ISCA Archive Interspeech 2022
ISCA Archive Interspeech 2022

End-to-End Dependency Parsing of Spoken French

Adrien Pupier, Maximin Coavoux, Benjamin Lecouteux, Jerome Goulian

Research efforts in syntactic parsing have focused on written texts. As a result, speech parsing is usually performed on transcriptions, either in unrealistic settings (gold transcriptions) or on predicted transcriptions. Parsing speech from transcriptions, though straightforward to implement using out-of-the-box tools for Automatic Speech Recognition (ASR) and dependency parsing has two important limitations. First, relying on transcriptions will lead to error propagation due to recognition mistakes.

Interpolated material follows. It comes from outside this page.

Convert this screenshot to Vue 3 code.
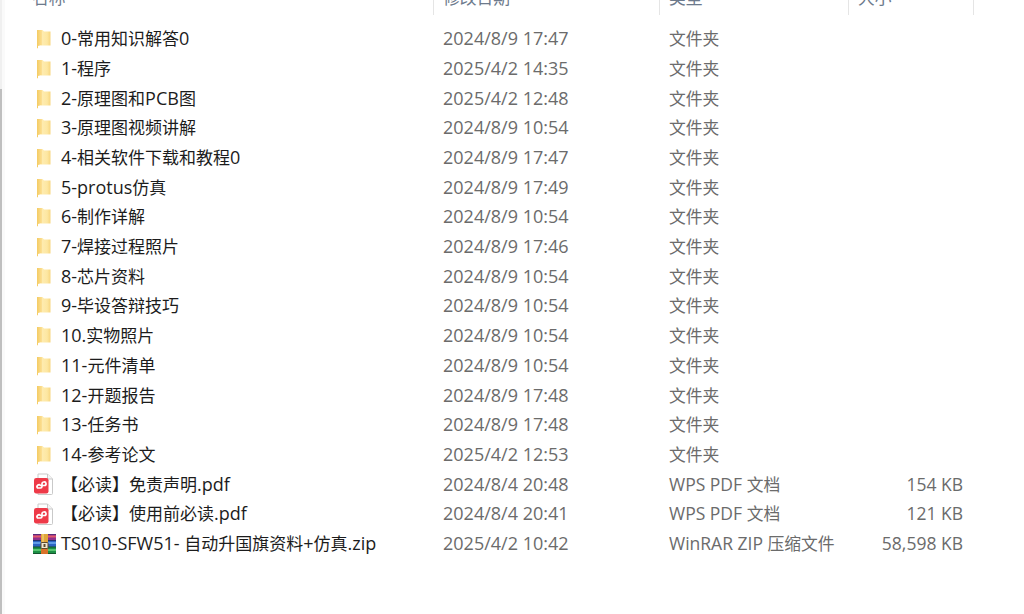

Secondly, many acoustic cues that are important for parsing (prosody, pauses, ...) are no longer available in transcriptions. To address these limitations, we introduce wav2tree, an end-to-end dependency parsing model whose only input is the raw signal. Our model builds on a pretrained wav2vec2 encoder with a CTC loss to perform ASR. We extract token segmentation from the CTC layer to construct vector representations for each predicted token. Then, we use these token representations as input to a generic parsing algorithm. The whole model is trained end-to-end with a multitask objective (ASR, parsing) to reduce error propagation. Our experiments on the Orfeo treebank of spoken French show that direct parsing from speech is feasible: wav2tree outperforms a pipeline approach based on wav2vec (for ASR) and flauBERT (for parsing).